Oh, wait, You're talking about your roof not mine..... Oops!   Grin
Nothing wrong with efficiency I say.

I got the micros I have with a set of used panels I bought along with all the rail and fittings.  I have set them up on the lawn to test it all but I personally found that hooking the micros up even like that was a pain and as I mount the panels I have straight to the tin roof, Fitting the micros would be a huge pain. Bad enough I think when one would have rails to put them on.  They are still available here but not sure how they get round regulations which state that the DC and AC sides must be able to be isolated from a position that a normal person could access without aid. IE, not on the roof.

I might re do my panel layout yet.  As I learn more and understand the possibilities better I come up with more ideas.
Riht now I have hit a brick wall. I can't run the potential power I can generate down the wiring I have and need to significantly upgrade it.  My plan is to put in 3 dedicated Solar circuits. One for the shed on one phase, one for the main house array on another phase and a the 3rd on the house on the 3rd phase.  This will allow me to run the house as well as have the 3 phases needed for the AC and the Hot water.
I have built a control box for diverting power to the hot water over the weekend and will hook it up today or tomorrow.

I had to turn my solar setups off yesterday. We are due a meter reading this week and I was in credit on my useage.  I found out that what I'm doing in back feeding is not illegal but the power company would Not want to miss out on revenue and would change my meters if they thought something was wrong with them. I have the old spinny mrers I can rewind with my input and they would give me these smart arse meters which I don't want apart from the fact they can't back feed.
Terrible thing to have that power going to waste but I just have too much atm.  Come winter when the solar radiation drops off may well be a very different story.  My meter reads will put all the winter low generation months together which is less than ideal but guess I have to look at the annual cost and be very happy with that.
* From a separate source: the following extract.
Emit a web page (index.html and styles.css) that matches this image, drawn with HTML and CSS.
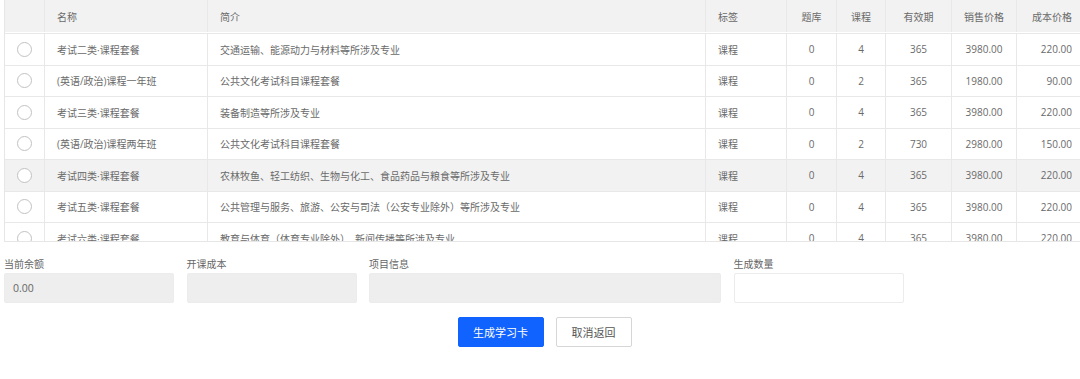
FILE: index.html
```html
<!DOCTYPE html>
<html lang="zh-CN">
<head>
<meta charset="utf-8">
<title>生成学习卡</title>
<link rel="stylesheet" href="styles.css">
</head>
<body>
<div class="page">
  <div class="table">
    <div class="thead">
      <div class="row head">
        <div class="cell"></div>
        <div class="cell">名称</div>
        <div class="cell">简介</div>
        <div class="cell">标签</div>
        <div class="cell c">题库</div>
        <div class="cell c">课程</div>
        <div class="cell c">有效期</div>
        <div class="cell c">销售价格</div>
        <div class="cell r">成本价格</div>
      </div>
    </div>
    <div class="tbody">
      <div class="row">
        <div class="cell c"><span class="radio"></span></div>
        <div class="cell">考试二类·课程套餐</div>
        <div class="cell">交通运输、能源动力与材料等所涉及专业</div>
        <div class="cell">课程</div>
        <div class="cell c">0</div>
        <div class="cell c">4</div>
        <div class="cell c">365</div>
        <div class="cell c">3980.00</div>
        <div class="cell r">220.00</div>
      </div>
      <div class="row">
        <div class="cell c"><span class="radio"></span></div>
        <div class="cell">(英语/政治)课程一年班</div>
        <div class="cell">公共文化考试科目课程套餐</div>
        <div class="cell">课程</div>
        <div class="cell c">0</div>
        <div class="cell c">2</div>
        <div class="cell c">365</div>
        <div class="cell c">1980.00</div>
        <div class="cell r">90.00</div>
      </div>
      <div class="row">
        <div class="cell c"><span class="radio"></span></div>
        <div class="cell">考试三类·课程套餐</div>
        <div class="cell">装备制造等所涉及专业</div>
        <div class="cell">课程</div>
        <div class="cell c">0</div>
        <div class="cell c">4</div>
        <div class="cell c">365</div>
        <div class="cell c">3980.00</div>
        <div class="cell r">220.00</div>
      </div>
      <div class="row">
        <div class="cell c"><span class="radio"></span></div>
        <div class="cell">(英语/政治)课程两年班</div>
        <div class="cell">公共文化考试科目课程套餐</div>
        <div class="cell">课程</div>
        <div class="cell c">0</div>
        <div class="cell c">2</div>
        <div class="cell c">730</div>
        <div class="cell c">2980.00</div>
        <div class="cell r">150.00</div>
      </div>
      <div class="row hover">
        <div class="cell c"><span class="radio"></span></div>
        <div class="cell">考试四类·课程套餐</div>
        <div class="cell">农林牧鱼、轻工纺织、生物与化工、食品药品与粮食等所涉及专业</div>
        <div class="cell">课程</div>
        <div class="cell c">0</div>
        <div class="cell c">4</div>
        <div class="cell c">365</div>
        <div class="cell c">3980.00</div>
        <div class="cell r">220.00</div>
      </div>
      <div class="row">
        <div class="cell c"><span class="radio"></span></div>
        <div class="cell">考试五类·课程套餐</div>
        <div class="cell">公共管理与服务、旅游、公安与司法（公安专业除外）等所涉及专业</div>
        <div class="cell">课程</div>
        <div class="cell c">0</div>
        <div class="cell c">4</div>
        <div class="cell c">365</div>
        <div class="cell c">3980.00</div>
        <div class="cell r">220.00</div>
      </div>
      <div class="row">
        <div class="cell c"><span class="radio"></span></div>
        <div class="cell">考试六类·课程套餐</div>
        <div class="cell">教育与体育（体育专业除外）、新闻传播等所涉及专业</div>
        <div class="cell">课程</div>
        <div class="cell c">0</div>
        <div class="cell c">4</div>
        <div class="cell c">365</div>
        <div class="cell c">3980.00</div>
        <div class="cell r">220.00</div>
      </div>
    </div>
  </div>

  <div class="form">
    <div class="field w1">
      <label class="label">当前余额</label>
      <div class="input disabled">0.00</div>
    </div>
    <div class="field w1">
      <label class="label">开课成本</label>
      <div class="input disabled"></div>
    </div>
    <div class="field w2">
      <label class="label">项目信息</label>
      <div class="input disabled"></div>
    </div>
    <div class="field w1">
      <label class="label">生成数量</label>
      <div class="input"></div>
    </div>
  </div>

  <div class="actions">
    <button class="btn primary">生成学习卡</button>
    <button class="btn">取消返回</button>
  </div>
</div>
</body>
</html>
```

FILE: styles.css
```css
* { box-sizing: border-box; }
html, body { margin: 0; padding: 0; background: #fff; }
body {
  font-family: "Open Sans", "Noto Sans CJK SC", sans-serif;
  font-size: 10px;
  color: #6a6a6a;
  width: 1080px;
  height: 379px;
  overflow: hidden;
}
.page { padding-left: 4px; }

.table {
  border-left: 1px solid #e6e6e6;
  border-bottom: 1px solid #e6e6e6;
}
.row {
  display: grid;
  grid-template-columns: 40px 163px 498px 81px 50px 49px 66px 65px 64px;
  height: 31.5px;
  border-bottom: 1px solid #e8e8e8;
}
.row.head {
  height: 32px;
  background: #f2f2f2;
  border-bottom: none;
}
.thead { border-bottom: 1px solid #fff; }
.tbody {
  height: 208px;
  overflow: hidden;
  border-top: 1px solid #e8e8e8;
}
.row.hover { background: #f2f2f2; }
.cell {
  display: flex;
  align-items: center;
  padding: 0 12px;
  border-right: 1px solid #e8e8e8;
  white-space: nowrap;
  overflow: hidden;
}
.cell:first-child { margin-left: -1px; padding: 0; }
.cell:last-child { border-right: none; }
.cell.c { justify-content: center; padding: 0; }
.cell.r { justify-content: flex-end; padding: 0 9px 0 0; }
.radio {
  display: block;
  width: 15px;
  height: 15px;
  border: 1px solid #c2c2c2;
  border-radius: 50%;
  background: #fff;
}

.form {
  display: flex;
  gap: 12.5px;
  margin-top: 15px;
}
.field { display: flex; flex-direction: column; gap: 2px; }
.field.w1 { width: 170px; }
.field.w2 { width: 352px; }
.label { line-height: 14px; color: #666; }
.input {
  height: 30px;
  border: 1px solid #ececec;
  border-radius: 2px;
  background: #fff;
  padding: 0 8px;
  display: flex;
  align-items: center;
  color: #666;
  font-size: 10.5px;
}
.input.disabled { background: #eeeeee; }

.actions {
  display: flex;
  justify-content: center;
  gap: 12px;
  margin-top: 14px;
  padding-left: 5px;
}
.btn {
  height: 30px;
  padding: 0;
  width: 76px;
  border: 1px solid #d6d6d6;
  border-radius: 2px;
  background: #fff;
  color: #555;
  font-family: "Noto Sans CJK SC", sans-serif;
  font-size: 11px;
}
.btn.primary {
  width: 86px;
  background: #1163ff;
  border-color: #1163ff;
  color: #fff;
}
```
Really funny you mention rats.  I picked up a huge one  right out the front of the shed yesterday morning.  First one I have seen since we have been here.  Not a good idea for rodents to hang around a place with 6 cats. Mind you, 4 of them probably wouldn't know what to do if they saw one but 2 of them would be really interested and one is just deadly with them. Shes not a young cat at all now but still looks like a kitten.
Like a 70 Yo woman that looks like a teenager and does not seem to have slowed one bit. I I have seen that cat with one rat or mouse over the years I must have seen her with 100.
Easy to see her with them. She brings them to the backdoor and crys till you come see them usually. 

When she cleaned them all up round our old place she went and cleaned them up at the neighbors. I was out the front one day and she came wandering up the road with a 4 legged catch in her mouth half as big as she was.  A lady that lived well down the next block was sitting at the bus stop and told me that was the cat that had been coming to her place and catching all the mice.  She said she had seen she had a collar and tag but was leaving out a saucer of milk in the hope he would come back and catch more.  I said no worry about that, she will keep coming back whenever she thinks there are any there and won't need the milk to bring her back.
Lady from the street behind knew her too and told us she had wiped out all the rats in her place and she was happy to see her around her yard as well.

I think they would have a hard time getting onto my roof where the panels are and lying flat and screwed down onto the roof. Not much room for them up there and it would get way too hot during the day. Still, they are vile little creatures and I hope to heck my  super mouser Puss gets them before they get up there.